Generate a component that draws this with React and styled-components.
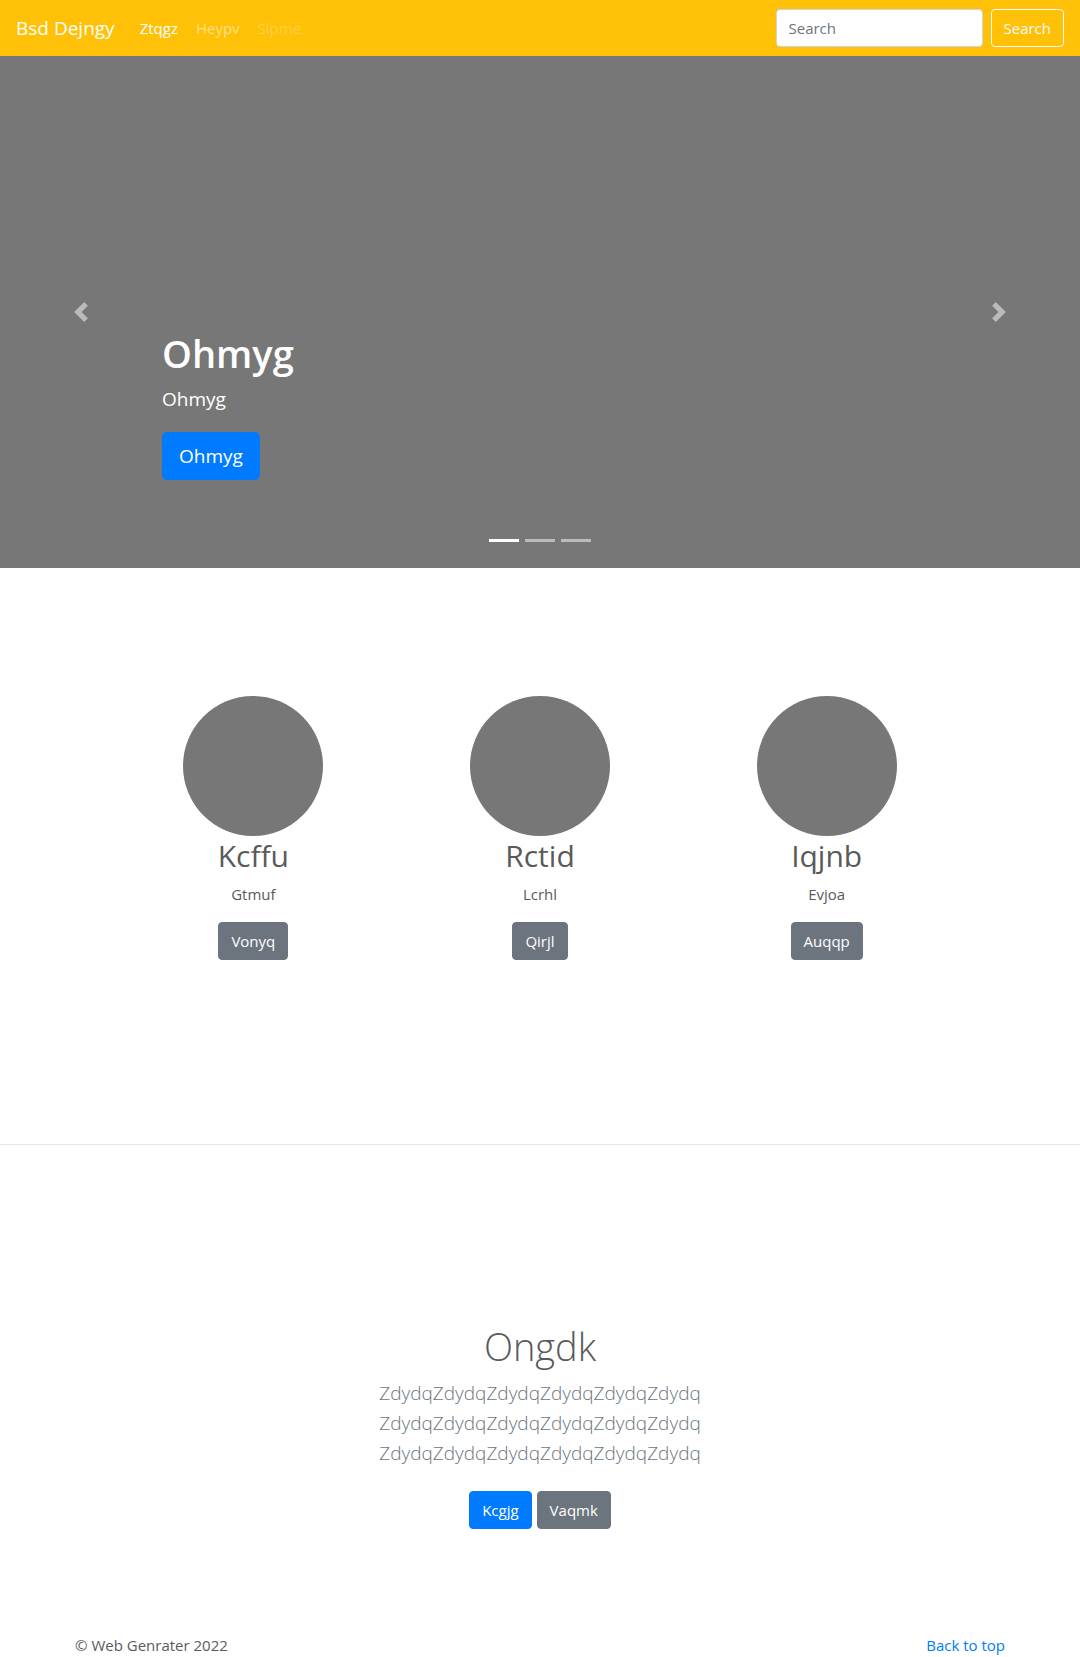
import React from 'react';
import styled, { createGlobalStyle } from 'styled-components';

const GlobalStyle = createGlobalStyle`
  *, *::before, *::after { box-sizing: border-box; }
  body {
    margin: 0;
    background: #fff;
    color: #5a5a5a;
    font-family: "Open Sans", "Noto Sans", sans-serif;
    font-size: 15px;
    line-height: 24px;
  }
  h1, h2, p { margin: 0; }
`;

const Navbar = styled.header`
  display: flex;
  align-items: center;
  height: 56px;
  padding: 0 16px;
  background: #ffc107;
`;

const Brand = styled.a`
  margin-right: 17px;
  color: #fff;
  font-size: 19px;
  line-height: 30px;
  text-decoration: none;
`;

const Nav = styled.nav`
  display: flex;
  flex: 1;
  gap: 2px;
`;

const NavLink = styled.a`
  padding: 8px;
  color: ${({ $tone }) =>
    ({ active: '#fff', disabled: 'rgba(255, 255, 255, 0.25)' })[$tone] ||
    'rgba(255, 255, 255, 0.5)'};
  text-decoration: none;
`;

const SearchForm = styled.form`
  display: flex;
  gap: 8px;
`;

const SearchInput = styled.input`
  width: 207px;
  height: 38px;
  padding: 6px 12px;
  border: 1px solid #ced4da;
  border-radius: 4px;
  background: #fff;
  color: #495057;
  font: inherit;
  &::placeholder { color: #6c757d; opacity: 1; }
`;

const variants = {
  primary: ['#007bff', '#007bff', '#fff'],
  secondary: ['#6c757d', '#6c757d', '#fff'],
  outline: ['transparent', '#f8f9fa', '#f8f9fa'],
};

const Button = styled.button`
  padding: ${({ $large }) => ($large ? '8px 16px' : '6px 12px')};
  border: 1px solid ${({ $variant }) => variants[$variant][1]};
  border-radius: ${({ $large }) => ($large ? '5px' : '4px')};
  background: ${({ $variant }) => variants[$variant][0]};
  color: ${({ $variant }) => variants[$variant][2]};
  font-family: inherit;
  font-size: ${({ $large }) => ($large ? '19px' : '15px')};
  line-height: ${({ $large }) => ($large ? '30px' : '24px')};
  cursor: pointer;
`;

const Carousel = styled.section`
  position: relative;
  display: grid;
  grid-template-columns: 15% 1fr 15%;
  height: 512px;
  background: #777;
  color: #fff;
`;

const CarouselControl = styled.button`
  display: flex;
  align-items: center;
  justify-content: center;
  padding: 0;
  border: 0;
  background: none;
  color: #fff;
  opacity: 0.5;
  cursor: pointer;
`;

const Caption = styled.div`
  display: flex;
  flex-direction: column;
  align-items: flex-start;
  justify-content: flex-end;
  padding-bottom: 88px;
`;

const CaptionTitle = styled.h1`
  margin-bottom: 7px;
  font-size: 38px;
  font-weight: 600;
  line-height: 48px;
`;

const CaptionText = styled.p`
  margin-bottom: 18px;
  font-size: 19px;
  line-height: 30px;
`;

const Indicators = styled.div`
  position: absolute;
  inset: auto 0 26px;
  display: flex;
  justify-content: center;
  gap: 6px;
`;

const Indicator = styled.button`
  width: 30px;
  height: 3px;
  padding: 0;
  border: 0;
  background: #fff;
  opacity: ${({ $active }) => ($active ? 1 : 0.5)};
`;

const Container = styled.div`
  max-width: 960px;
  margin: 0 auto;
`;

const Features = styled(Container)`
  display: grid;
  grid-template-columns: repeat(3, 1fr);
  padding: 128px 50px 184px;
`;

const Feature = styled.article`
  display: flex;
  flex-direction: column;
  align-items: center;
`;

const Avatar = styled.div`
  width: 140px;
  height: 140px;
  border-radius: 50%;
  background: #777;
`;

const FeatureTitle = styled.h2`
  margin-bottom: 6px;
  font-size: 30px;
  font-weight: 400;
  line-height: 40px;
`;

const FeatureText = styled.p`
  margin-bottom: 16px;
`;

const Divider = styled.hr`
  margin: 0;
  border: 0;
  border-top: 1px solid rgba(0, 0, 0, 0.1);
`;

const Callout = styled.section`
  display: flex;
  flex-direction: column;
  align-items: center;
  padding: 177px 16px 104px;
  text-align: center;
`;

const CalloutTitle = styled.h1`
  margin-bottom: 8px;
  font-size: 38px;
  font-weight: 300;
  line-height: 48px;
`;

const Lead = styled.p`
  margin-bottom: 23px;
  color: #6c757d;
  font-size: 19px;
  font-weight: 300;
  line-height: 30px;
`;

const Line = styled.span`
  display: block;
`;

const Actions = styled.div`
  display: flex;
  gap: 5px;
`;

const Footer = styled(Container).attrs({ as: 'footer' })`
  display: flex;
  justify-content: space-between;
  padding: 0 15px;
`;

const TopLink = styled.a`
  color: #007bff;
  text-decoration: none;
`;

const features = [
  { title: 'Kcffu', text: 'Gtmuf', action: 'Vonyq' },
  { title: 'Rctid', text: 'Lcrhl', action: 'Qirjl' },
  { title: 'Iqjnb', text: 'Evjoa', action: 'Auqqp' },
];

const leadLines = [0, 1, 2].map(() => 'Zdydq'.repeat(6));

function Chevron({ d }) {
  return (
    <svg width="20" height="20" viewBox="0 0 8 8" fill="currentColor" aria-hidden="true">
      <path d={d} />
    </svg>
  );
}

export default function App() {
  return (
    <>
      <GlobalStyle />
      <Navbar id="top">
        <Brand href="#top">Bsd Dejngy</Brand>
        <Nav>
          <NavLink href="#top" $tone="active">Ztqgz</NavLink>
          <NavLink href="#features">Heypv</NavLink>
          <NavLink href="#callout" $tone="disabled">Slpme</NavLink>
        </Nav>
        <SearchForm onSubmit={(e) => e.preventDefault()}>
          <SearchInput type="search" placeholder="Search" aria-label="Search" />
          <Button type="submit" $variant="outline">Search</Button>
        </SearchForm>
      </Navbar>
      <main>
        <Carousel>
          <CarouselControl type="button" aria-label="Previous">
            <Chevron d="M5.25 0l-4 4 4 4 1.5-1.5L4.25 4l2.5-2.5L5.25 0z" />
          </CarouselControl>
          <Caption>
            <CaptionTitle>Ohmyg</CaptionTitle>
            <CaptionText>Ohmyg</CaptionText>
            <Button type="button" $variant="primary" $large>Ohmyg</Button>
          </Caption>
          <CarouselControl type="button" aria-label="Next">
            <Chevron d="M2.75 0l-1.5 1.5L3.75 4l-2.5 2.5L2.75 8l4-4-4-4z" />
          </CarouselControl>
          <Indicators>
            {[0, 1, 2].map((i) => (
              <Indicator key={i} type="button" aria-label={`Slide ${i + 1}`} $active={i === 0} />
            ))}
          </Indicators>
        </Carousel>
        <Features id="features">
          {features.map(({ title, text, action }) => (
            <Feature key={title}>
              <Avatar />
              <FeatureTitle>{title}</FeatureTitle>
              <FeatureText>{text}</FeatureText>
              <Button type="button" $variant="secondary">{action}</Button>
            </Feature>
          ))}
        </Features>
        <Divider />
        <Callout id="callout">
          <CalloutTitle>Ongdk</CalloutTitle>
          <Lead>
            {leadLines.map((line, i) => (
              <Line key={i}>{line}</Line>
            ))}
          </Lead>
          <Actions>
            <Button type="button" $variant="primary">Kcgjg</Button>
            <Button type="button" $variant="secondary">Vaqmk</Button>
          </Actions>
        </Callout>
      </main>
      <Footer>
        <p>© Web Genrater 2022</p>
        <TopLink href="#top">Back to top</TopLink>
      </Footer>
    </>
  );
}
■ ■ ■
Write out every line of the preceding listing that contains "React".

COMPLETED TASK ::
Generate a component that draws this with React and styled-components.
import React from 'react';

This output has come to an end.